What if the weather is bad and fields are saturated for an extended period of time — like the last week or so — and games needing to be rescheduled start piling up? If you’re a program without a ton of pitching depth, you could have a problem.
“For schools with smaller roster, you’ll probably see more cancellations in non-conference play,” said Marquette assistant athletic director Brad Collignon. “In the past it probably wasn’t out of the norm to experience this kind of weather early in the season and by the time May comes around, you’re playing five games in five days. Pitchers went on shorter rest out of necessity. Now it’s more limited.
“You’ve gotta keep your conference games as is, while avoiding the aforementioned five games in fives days that includes non-conference games simply because you don’t have the arms to weather it (pun likely intended).”
That’s the ultimate definition of “unintended consequences.” The spirit of the rule change is to save young pitchers from blowing out their arms due to baseball coaches having proverbial blinders on, not thinking of the kids’ futures. My dad was a victim of such lack of foresight back before there were any rules on pitcher usage.

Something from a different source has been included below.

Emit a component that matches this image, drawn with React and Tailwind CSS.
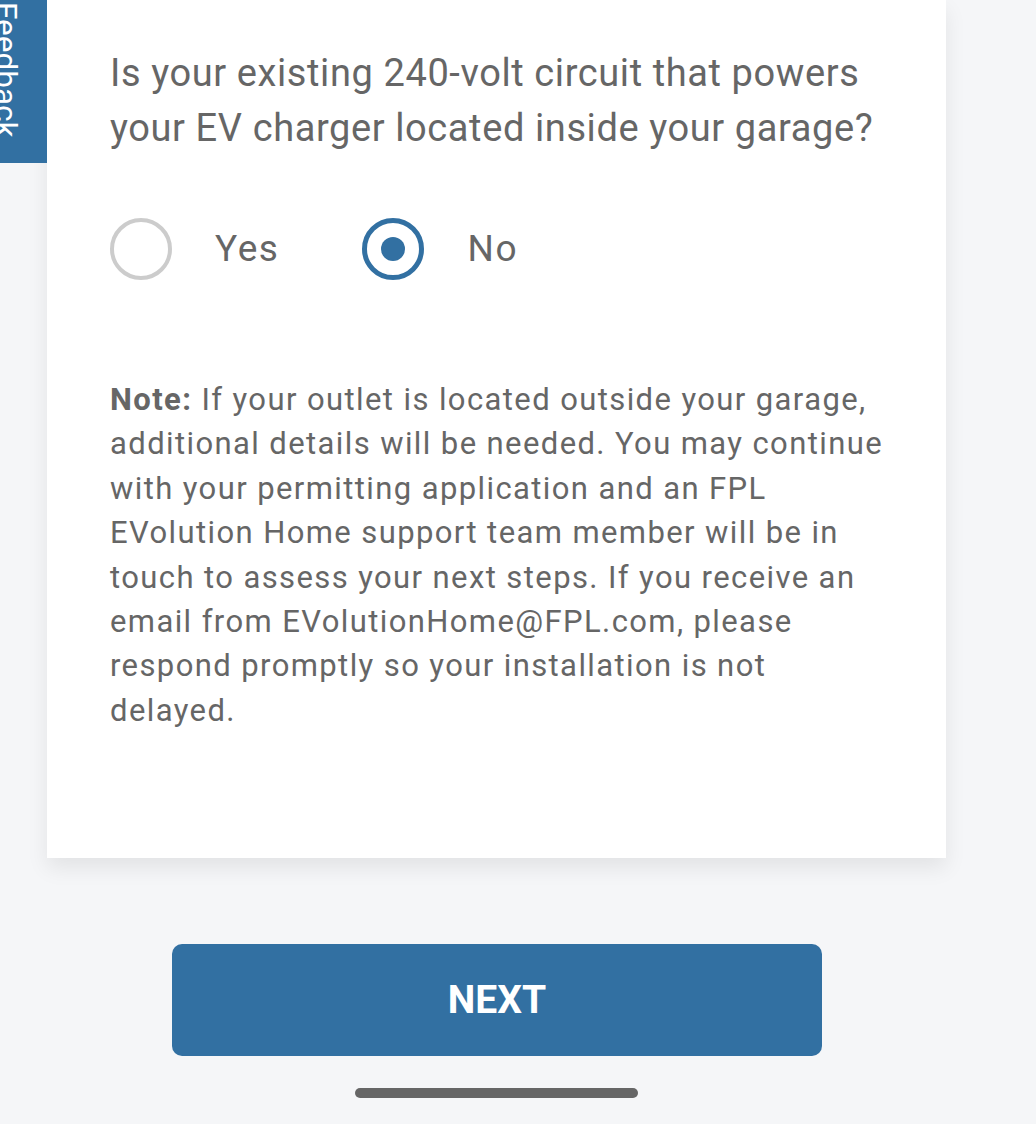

Back in the early 1960s, he was a really good pitcher for Hammond High. I equate him to Dennis Quiad’s real-life portrayal of Jimmy Morris in the movie “The Rookie” in that when he was the pitching coach for my teams in Little League (and yes, I was a pitcher — average at beast), he threw real hard. At least it was hard to us kids. He actually was challenged by our manager with the latter saying he could hit my dad's pitching. Dad accepted the challenge and proceeded to throw a pitch inside, which hit of the knob of the bat and ricocheted off the manager’s head, giving him a concussion.
But I digress … the point being that my dad probably threw 80 miles per hour, or so, at the age of 39 or 40, but he was faster in high school before his arm blew out, destroying any shot at college or the minor leagues. So more stringent rules on arm usage are fine with me. Coaches are just going to have to be more diligent, such as what first-year Westville coach Larry Babcock is doing.
“I knew in December when I was hired that this rule was coming, so we had to develop some pitchers to get through the schedule,” he said. “We have eight guys who can pitch. I told some of them, ‘let’s just work on a fastball and change-up and worry about curve balls next year.’ Having eight pitchers also gives us some options.”
Yeah, like working a pitching staff like Major League teams — specifically the Chicago Cubs and Cleveland Indians — were doing in last year’s postseason by using reliever after reliever following the starter leaving earlier than usual.
In high school competition now, that’s even more advantageous. If Babcock’s reliever can get through an inning in less than 35 pitches, he’s available the next day, which could help next week since the Blackhawks already have four games in the first five days, and might add one more thanks to postponements.
“It’s two weeks into the season and we’ve only played one game,” Babcock added.
The new pitch count rule adds strategy for a pair of conferences. In its last year in the Greater South Shore Conference, Marquette has to deal with conference doubleheaders on many Saturdays. Michigan City and La Porte deal with the Duneland Conference’s schedule of teams playing home-at-home matchups on Tuesday and Wednesday of each week.
This week, the Wolves and Slicers got the first in on Tuesday, but won’t be playing No. 2 until Friday evening, which resulted in the first day of La Porte’s Dr. Mueller Classic being canceled. And that resulted in Highland, which plays two games on Saturday in the Classic (including vs. the Slicers at 5:30 p.m.), adding a game at New Prairie on Friday to make up for a lost contest.
Oh, the joy of Mother Nature’s effect on spring sports never stops, and it’s even more fun in baseball with the new rule.